Does the IMO reuse problems? My understanding is that new problems are submitted each year and 6 are selected for each competition. The submitted problems are then published after the IMO has concluded. How would the training data contain unpublished, newly submitted problems?
Obviously the training data contained similar problems, because that's what every IMO participant already studies. It seems unlikely that they had access to the same problems though.
IMO doesn't reuse problems, but Terence Tao has a Mastodon post where he explains that the first five (of six) problems are generally ones where existing techniques can be leveraged to get to the answer. The sixth problem requires considerable originality. Notably, both Gemini and OpenAI's model didn't get the sixth problem. Still quite an achievement though.

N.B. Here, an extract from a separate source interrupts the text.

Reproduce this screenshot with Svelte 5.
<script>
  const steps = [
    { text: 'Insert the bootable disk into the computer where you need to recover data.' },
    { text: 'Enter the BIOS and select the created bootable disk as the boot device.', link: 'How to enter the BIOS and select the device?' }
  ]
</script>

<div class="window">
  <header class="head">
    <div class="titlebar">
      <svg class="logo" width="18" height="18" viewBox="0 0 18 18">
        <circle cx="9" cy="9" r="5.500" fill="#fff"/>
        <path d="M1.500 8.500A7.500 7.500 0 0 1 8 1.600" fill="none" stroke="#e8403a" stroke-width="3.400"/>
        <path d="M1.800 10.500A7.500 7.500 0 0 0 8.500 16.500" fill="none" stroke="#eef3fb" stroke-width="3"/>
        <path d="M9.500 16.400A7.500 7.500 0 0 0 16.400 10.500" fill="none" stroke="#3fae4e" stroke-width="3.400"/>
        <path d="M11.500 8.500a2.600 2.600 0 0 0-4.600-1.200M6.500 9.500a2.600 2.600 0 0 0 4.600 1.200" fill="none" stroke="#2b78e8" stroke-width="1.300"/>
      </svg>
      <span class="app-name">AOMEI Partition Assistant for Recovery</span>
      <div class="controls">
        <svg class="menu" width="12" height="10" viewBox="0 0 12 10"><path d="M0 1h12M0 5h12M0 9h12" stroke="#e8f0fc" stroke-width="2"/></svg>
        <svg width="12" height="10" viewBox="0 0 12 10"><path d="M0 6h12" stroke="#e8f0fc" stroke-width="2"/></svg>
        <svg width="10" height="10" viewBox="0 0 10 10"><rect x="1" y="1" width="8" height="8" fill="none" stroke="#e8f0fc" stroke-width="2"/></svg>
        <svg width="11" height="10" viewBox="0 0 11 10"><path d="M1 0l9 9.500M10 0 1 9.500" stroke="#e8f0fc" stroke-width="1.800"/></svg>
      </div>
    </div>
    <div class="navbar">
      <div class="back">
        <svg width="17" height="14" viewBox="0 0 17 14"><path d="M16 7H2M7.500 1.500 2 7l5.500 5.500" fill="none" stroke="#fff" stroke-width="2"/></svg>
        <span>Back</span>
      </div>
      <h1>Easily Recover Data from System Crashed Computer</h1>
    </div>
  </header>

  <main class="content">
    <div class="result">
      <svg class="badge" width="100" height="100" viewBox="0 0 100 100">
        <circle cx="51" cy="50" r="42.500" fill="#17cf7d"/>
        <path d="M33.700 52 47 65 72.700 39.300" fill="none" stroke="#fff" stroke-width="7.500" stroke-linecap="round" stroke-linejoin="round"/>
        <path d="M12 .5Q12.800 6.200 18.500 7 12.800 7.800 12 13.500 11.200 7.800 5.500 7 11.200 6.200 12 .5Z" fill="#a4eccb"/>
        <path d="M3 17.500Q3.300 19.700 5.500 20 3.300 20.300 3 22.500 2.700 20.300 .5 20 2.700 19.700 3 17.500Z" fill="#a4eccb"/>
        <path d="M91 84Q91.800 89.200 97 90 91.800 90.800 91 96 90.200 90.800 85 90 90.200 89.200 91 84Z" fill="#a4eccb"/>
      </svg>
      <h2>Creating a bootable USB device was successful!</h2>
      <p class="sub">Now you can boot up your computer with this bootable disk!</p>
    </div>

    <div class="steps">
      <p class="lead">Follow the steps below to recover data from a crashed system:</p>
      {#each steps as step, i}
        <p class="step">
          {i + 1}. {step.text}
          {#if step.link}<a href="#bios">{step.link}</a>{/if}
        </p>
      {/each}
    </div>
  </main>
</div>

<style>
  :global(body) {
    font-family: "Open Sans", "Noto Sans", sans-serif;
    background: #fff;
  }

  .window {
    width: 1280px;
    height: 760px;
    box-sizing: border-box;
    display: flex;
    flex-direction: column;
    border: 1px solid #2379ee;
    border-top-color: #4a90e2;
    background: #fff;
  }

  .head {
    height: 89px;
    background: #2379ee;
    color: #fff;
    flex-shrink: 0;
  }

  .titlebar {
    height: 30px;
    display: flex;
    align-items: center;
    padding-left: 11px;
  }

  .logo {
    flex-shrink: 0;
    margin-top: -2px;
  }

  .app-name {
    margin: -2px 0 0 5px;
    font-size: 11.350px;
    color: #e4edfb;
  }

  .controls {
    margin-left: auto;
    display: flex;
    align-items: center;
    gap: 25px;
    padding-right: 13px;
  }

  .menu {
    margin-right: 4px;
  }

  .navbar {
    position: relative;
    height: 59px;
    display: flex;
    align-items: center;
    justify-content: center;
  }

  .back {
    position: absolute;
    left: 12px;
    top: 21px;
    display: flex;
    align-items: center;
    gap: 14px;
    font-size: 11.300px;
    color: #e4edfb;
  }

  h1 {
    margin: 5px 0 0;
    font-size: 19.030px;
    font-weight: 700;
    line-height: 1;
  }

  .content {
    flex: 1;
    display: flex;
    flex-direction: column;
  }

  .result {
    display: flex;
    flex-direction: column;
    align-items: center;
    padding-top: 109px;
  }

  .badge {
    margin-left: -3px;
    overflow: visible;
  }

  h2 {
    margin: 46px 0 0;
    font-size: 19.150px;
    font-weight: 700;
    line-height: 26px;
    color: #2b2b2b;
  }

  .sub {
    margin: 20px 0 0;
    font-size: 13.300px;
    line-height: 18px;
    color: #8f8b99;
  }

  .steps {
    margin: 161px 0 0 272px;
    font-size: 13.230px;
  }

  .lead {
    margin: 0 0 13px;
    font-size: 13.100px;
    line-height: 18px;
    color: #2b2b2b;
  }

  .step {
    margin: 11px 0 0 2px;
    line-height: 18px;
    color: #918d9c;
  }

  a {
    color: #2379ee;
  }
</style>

Do you have another source for that? I checked his Mastodon feed and don't see any mention about the source of the questions from the IMO.

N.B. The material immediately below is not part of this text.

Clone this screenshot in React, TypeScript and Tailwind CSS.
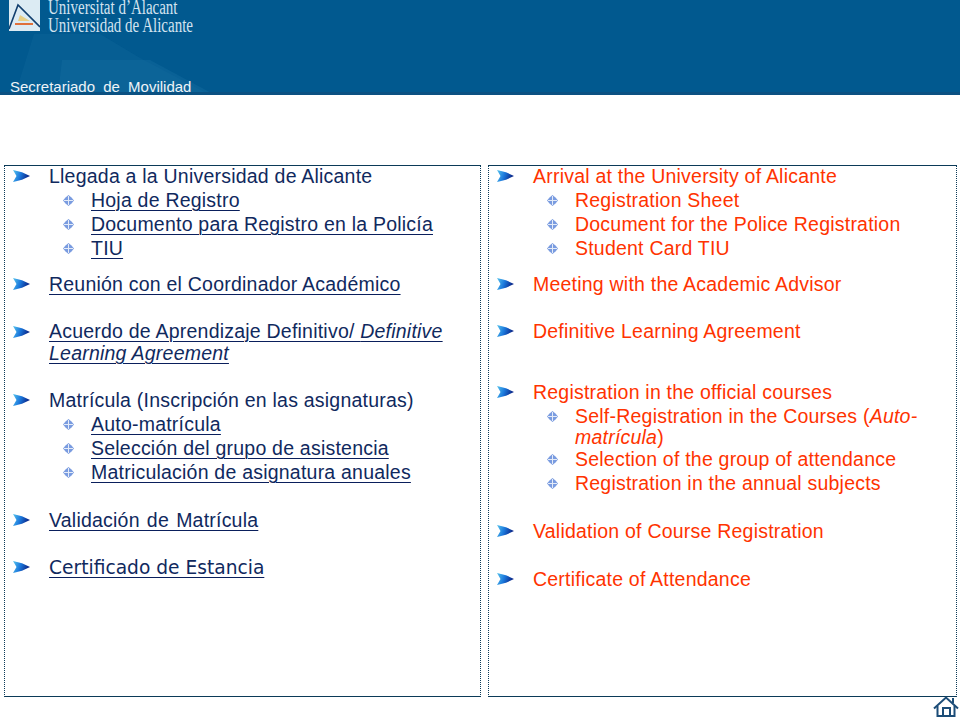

https://mathstodon.xyz/@tao
strange statement--it's not true in general for sure (3&6 typically hardest but they certainly aren't fundamentally of a different nature to other questions) this year P6 seemed to be by far the hardest though but this posthoc statement should be read cautiously
>How would the training data contain unpublished, newly submitted problems?
I don't think I or op suggested it did.
Or that they did significant retraining to boost IMO performance creating a more specialized model at the cost of general-purpose performance.